[YOUR TASK] Check each line of the records below for the word "with" and copy those where it appears.

-- Start of WORKING DATA --

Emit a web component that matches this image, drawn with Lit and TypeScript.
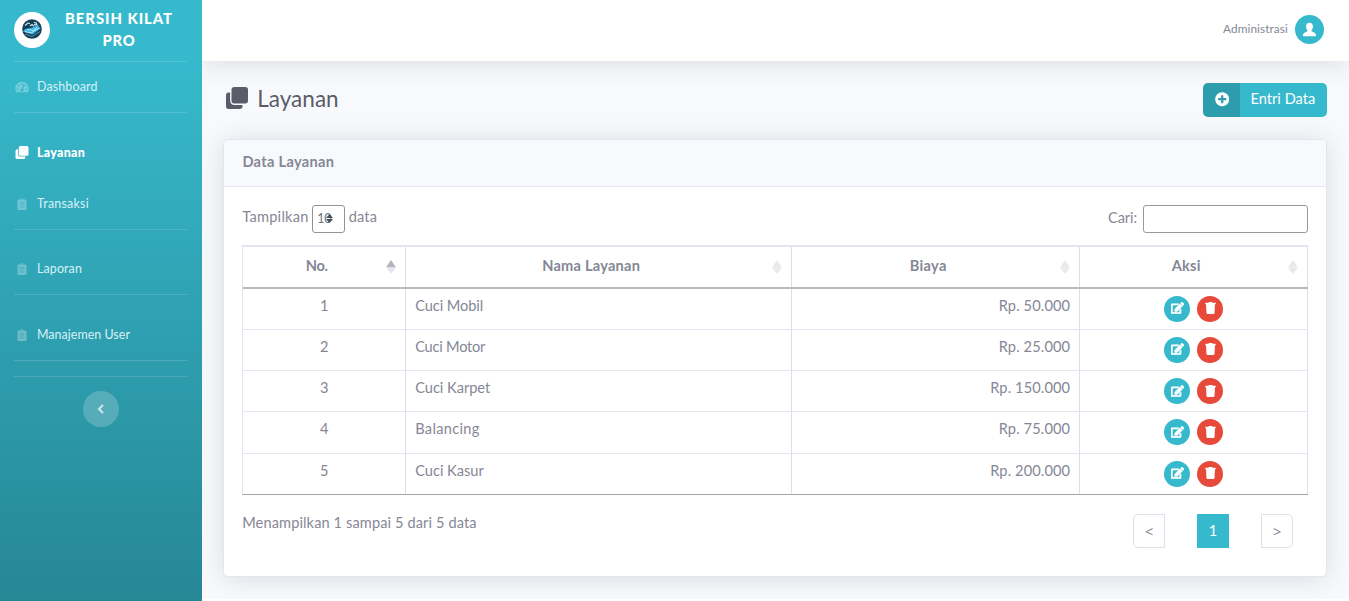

-- End of WORKING DATA --
-- Start of WORKING DATA --

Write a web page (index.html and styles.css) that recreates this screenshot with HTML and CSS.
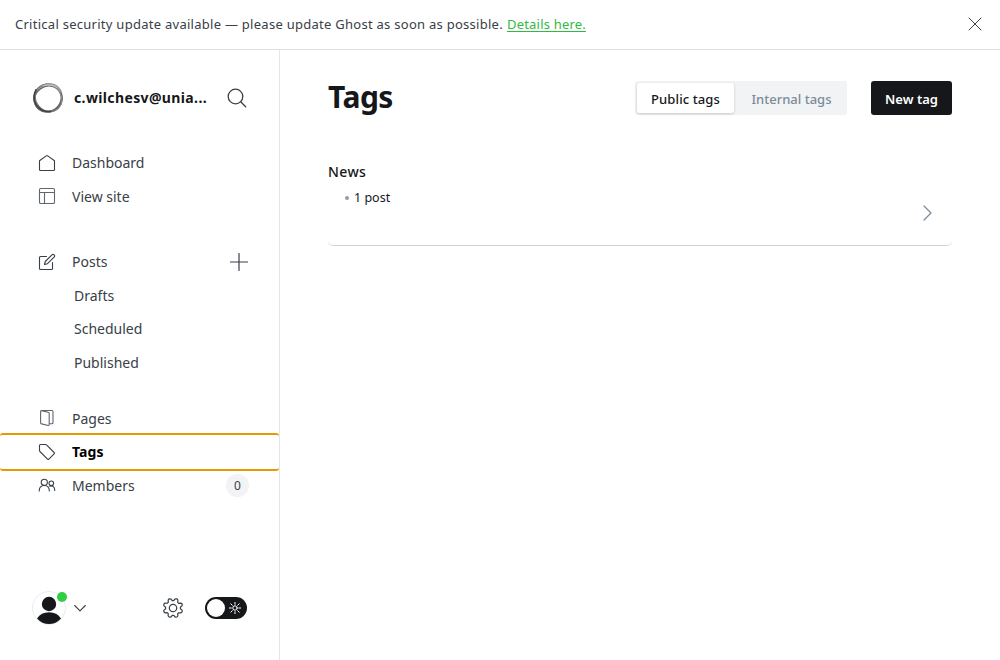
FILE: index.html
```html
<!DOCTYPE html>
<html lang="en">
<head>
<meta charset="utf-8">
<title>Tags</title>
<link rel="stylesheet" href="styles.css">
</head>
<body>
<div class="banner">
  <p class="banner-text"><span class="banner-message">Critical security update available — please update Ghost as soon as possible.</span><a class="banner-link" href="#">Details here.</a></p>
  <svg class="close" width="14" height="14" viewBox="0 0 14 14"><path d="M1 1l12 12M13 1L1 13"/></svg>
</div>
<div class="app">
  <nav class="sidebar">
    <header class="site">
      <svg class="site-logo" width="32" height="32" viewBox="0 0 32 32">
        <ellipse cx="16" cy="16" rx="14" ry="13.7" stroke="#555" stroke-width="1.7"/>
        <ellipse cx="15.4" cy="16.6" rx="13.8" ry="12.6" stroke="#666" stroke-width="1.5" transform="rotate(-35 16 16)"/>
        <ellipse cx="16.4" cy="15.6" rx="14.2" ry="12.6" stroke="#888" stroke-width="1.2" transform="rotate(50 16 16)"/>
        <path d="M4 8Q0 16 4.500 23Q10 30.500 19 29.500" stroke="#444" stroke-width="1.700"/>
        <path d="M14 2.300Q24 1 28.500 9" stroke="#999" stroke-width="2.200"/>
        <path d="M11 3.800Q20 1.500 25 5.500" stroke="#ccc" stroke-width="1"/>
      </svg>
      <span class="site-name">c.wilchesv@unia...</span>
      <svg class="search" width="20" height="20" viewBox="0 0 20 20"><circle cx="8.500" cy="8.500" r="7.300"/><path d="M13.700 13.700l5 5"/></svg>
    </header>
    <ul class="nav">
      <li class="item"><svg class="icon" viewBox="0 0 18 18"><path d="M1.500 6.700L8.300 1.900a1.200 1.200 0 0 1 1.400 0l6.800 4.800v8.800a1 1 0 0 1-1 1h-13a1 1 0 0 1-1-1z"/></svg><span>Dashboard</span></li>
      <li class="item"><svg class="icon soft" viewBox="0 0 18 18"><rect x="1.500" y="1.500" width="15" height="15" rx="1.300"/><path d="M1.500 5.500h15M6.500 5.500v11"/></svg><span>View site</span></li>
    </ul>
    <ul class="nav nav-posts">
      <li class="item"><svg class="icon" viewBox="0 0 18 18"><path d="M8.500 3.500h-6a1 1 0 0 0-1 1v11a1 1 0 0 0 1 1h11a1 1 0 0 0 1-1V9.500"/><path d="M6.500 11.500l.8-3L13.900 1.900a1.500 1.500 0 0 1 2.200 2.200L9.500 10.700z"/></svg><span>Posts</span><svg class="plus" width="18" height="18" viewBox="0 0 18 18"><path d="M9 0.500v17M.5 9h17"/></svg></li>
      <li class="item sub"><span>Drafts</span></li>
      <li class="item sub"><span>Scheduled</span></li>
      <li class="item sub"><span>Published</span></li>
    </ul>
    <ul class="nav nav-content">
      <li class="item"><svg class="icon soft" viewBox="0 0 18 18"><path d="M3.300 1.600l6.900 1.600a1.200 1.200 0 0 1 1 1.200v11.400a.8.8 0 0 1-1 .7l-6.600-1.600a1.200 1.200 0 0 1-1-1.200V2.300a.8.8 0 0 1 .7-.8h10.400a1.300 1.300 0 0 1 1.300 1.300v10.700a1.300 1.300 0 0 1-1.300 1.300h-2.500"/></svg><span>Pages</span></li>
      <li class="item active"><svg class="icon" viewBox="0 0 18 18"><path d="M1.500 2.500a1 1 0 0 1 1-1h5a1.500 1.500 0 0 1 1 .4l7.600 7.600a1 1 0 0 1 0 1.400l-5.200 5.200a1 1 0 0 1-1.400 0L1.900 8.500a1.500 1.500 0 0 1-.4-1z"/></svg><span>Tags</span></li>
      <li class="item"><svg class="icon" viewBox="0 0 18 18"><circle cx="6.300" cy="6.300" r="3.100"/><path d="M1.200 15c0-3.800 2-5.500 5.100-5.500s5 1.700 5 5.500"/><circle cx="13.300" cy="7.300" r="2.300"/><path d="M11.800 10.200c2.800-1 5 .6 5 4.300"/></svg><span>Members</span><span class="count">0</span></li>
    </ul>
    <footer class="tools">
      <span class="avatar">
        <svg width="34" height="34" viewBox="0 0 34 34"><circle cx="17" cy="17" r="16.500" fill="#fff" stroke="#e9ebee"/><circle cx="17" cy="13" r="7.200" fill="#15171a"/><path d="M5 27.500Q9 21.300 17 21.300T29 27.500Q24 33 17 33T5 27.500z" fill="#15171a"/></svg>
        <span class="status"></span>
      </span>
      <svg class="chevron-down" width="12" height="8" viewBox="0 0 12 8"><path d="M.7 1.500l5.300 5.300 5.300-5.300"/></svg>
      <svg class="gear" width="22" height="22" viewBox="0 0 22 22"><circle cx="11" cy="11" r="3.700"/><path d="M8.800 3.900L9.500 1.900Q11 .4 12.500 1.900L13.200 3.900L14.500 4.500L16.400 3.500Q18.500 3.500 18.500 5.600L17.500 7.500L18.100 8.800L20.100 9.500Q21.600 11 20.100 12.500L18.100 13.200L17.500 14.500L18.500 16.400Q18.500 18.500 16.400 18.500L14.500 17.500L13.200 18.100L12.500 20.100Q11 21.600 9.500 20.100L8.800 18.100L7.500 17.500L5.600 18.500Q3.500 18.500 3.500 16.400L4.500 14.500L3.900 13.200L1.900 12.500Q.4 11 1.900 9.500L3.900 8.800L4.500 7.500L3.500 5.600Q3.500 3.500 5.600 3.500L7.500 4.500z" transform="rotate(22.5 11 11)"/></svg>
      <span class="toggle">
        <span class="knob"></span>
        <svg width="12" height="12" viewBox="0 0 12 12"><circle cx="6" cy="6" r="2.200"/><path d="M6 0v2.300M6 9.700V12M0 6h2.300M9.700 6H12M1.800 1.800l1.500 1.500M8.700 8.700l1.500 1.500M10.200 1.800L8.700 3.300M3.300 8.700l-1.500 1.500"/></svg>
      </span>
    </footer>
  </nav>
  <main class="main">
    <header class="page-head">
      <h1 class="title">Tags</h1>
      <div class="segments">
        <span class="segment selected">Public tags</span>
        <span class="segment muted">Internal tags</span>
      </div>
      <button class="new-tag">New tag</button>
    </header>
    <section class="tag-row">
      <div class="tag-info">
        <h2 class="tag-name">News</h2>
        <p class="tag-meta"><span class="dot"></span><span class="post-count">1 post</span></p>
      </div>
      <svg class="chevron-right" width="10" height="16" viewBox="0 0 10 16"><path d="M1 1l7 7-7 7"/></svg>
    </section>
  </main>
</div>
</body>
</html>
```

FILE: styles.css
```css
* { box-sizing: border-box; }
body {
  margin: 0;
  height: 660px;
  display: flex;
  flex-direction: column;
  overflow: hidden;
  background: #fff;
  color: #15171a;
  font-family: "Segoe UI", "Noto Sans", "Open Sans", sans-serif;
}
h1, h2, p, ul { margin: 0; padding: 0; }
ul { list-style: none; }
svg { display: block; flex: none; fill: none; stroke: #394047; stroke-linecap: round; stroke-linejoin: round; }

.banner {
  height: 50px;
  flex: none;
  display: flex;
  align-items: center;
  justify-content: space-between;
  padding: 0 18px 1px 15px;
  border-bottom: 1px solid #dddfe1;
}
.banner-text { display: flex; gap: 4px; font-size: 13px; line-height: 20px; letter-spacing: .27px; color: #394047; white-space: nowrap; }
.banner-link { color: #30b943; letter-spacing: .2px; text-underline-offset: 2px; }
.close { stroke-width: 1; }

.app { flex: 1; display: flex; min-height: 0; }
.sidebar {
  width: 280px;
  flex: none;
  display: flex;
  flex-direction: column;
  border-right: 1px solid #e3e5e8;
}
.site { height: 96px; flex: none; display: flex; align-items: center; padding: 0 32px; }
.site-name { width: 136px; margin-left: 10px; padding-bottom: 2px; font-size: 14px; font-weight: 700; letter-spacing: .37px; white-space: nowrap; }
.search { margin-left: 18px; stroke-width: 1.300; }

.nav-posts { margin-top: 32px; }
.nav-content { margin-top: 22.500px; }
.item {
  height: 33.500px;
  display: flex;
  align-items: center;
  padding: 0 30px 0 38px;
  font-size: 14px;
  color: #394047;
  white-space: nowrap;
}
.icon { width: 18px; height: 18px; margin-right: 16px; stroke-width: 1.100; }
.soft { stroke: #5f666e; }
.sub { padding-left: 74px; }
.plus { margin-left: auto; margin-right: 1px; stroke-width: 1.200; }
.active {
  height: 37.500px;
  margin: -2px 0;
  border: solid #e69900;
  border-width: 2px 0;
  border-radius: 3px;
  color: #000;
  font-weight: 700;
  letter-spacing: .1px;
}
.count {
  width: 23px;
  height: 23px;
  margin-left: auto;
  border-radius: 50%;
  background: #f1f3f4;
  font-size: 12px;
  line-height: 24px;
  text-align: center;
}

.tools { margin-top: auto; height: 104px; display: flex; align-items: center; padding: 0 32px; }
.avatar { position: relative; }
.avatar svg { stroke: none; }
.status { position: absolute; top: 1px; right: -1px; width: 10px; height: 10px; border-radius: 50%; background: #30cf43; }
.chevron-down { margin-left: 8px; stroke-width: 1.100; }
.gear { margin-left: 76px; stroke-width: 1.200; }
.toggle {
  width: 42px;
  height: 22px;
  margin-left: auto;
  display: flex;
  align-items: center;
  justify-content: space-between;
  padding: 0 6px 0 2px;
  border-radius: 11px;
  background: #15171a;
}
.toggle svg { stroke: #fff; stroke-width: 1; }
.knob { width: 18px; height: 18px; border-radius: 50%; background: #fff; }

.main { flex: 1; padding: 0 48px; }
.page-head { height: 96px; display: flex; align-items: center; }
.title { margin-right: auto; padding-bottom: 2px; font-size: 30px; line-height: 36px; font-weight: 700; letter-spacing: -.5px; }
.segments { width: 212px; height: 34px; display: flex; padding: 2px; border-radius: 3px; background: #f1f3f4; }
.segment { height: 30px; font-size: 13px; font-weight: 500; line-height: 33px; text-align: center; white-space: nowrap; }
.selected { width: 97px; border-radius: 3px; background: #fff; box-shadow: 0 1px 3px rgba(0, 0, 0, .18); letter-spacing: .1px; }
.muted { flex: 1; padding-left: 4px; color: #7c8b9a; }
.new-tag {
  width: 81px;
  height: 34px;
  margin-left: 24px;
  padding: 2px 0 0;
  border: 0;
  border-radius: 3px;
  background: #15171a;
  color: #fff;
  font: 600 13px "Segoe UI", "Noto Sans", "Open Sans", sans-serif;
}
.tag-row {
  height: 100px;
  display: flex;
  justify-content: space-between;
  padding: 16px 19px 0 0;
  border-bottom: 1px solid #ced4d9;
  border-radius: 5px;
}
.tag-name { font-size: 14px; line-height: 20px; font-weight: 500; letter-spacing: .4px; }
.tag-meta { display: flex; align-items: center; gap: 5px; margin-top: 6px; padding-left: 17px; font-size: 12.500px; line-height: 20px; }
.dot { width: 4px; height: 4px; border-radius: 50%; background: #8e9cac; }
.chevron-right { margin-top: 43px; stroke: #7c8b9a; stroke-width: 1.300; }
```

-- End of WORKING DATA --

[TASK OUTPUT]
Emit a web component that matches this image, drawn with Lit and TypeScript.
Write a web page (index.html and styles.css) that recreates this screenshot with HTML and CSS.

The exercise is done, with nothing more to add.